The only dreams this did not fix was ones in where there was a person I lost in it.

Wish you well.
 
For we do not wrestle against flesh and blood, but against principalities, against powers, against the rulers of the darkness of this age, against spiritual hosts of wickedness in the heavenly places
 
Javier, thanks so much for your prayer. And you are right we wrestle not with flesh and blood....so true.

Quath, thank you for your kind words, and advice. I have been reading, and praying...meditating on some of the passages of Scripture that I have memorized just before bed. Last night, though I still had a very vivid dream, it was not a nightmare. I would not classify myself as someone normally fearful, but I was racked with it for days, and as I said I had a prolonged fever as well. Today, I am fever free, and fear free, and I thank God for His mercy towards me, and for giving me rest and strength.

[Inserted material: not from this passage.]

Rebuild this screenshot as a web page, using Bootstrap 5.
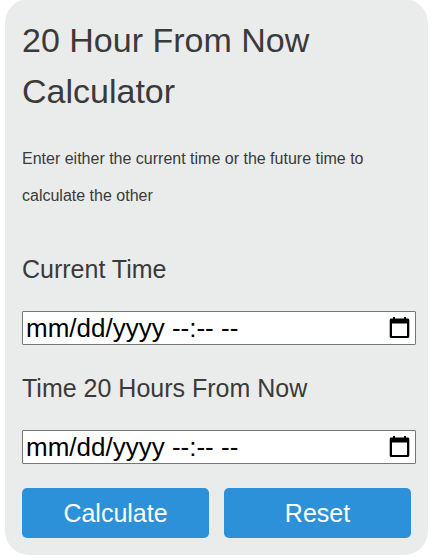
<!DOCTYPE html>
<html lang="en">
<head>
<meta charset="utf-8">
<meta name="viewport" content="width=device-width, initial-scale=1">
<title>20 Hour From Now Calculator</title>
<link href="https://cdn.jsdelivr.net/npm/bootstrap@5.3.0/dist/css/bootstrap.min.css" rel="stylesheet">
<style>
  body { font-family: "Liberation Sans", Arial, sans-serif; color: #3a3a3a; background: #fff; }
  .calculator { margin: -1px 8px 0 5px; padding: 16px 12px 17px 17px; border-radius: 24px; background: #eaeceb; }
  .calculator h1 { font-size: 34px; line-height: 51px; margin-bottom: 23px; }
  .intro { font-size: 16px; line-height: 37px; margin-bottom: 36px; }
  .field-label { font-size: 25px; line-height: 38px; margin-bottom: 23px; }
  .time-box { height: 34px; padding: 0 3px; border: 1px solid #767676; border-radius: 1px; background: #fff; }
  .time-field { min-width: 0; padding: 0; border: 0; outline: 0; background: transparent; color: #000; font-size: 26px; line-height: 32px; }
  .time-field::placeholder { color: #000; opacity: 1; }
  .time-box:focus-within { outline: 2px solid #2d91d9; }
  .picker-btn { padding: 0; border: 0; background: transparent; color: #000; }
  .picker-btn svg { width: 24px; height: 24px; }
  .actions { gap: 15px; padding-right: 5px; }
  .action-btn { height: 50px; padding: 0; border: 0; border-radius: 5px; background: #2d91d9; color: #fff; font-size: 25px; line-height: 50px; }
  .action-btn:hover { background: #237fc2; color: #fff; }
</style>
</head>
<body>
<main class="calculator">
  <h1 class="fw-normal">20 Hour From Now Calculator</h1>
  <p class="intro">Enter either the current time or the future time to calculate the other</p>
  <form>
    <div class="mb-4">
      <label class="field-label d-block" for="current-time">Current Time</label>
      <div class="time-box d-flex align-items-center">
        <input class="time-field flex-grow-1" type="text" id="current-time" placeholder="mm/dd/yyyy --:-- --">
        <button class="picker-btn d-flex" type="button" aria-label="Pick current time">
          <svg viewBox="0 0 24 24" fill="currentColor" aria-hidden="true"><path fill-rule="evenodd" d="M5 1h2v1.500h9V1h2v1.500h1.500c1.200 0 1.800.6 1.800 1.800v15.900c0 1.200-.6 1.800-1.800 1.800h-16c-1.200 0-1.800-.6-1.800-1.800V4.300c0-1.200.6-1.800 1.800-1.800H5zM4 7.500V20h15V7.500z"/></svg>
        </button>
      </div>
    </div>
    <div class="mb-4">
      <label class="field-label d-block" for="future-time">Time 20 Hours From Now</label>
      <div class="time-box d-flex align-items-center">
        <input class="time-field flex-grow-1" type="text" id="future-time" placeholder="mm/dd/yyyy --:-- --">
        <button class="picker-btn d-flex" type="button" aria-label="Pick future time">
          <svg viewBox="0 0 24 24" fill="currentColor" aria-hidden="true"><path fill-rule="evenodd" d="M5 1h2v1.500h9V1h2v1.500h1.500c1.200 0 1.800.6 1.800 1.800v15.900c0 1.200-.6 1.800-1.800 1.800h-16c-1.200 0-1.800-.6-1.800-1.800V4.300c0-1.200.6-1.800 1.800-1.800H5zM4 7.500V20h15V7.500z"/></svg>
        </button>
      </div>
    </div>
    <div class="actions d-flex">
      <button class="btn action-btn flex-fill w-50" type="button">Calculate</button>
      <button class="btn action-btn flex-fill w-50" type="reset">Reset</button>
    </div>
  </form>
</main>
<script src="https://cdn.jsdelivr.net/npm/bootstrap@5.3.0/dist/js/bootstrap.bundle.min.js"></script>
</body>
</html>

I know that you do not believe in God, Quath, but I have to attribute to Him the blessing of having relief from such a fever, and for giving me peace in my spirit as well last night. I know it was Him, and I know he used my husband, and destiny, to encourage me...they both had the same words for me, at just the time I needed to hear them, and within an hour of one another. Several hours after that, through prayer, and study in the Word, God allowed me to be trusting, and peaceful...and that carried over into my rest. I also had many people here praying for me, and that made all the difference, and though you are not a believer your words, along with other here, brought me comfort because I knew that people cared that I was hurting, and in need. I attribute that to God as well.

I know, I know, I am taking advantage of the situation to testify before you of God's mercy towards me...don't hold it against me okay? :wink: :-D The Lord bless you.
 
lovely said:
I know, I know, I am taking advantage of the situation to testify before you of God's mercy towards me...don't hold it against me okay? :wink: :-D The Lord bless you.
Heh. :) I am just glad to hear you are feeling better.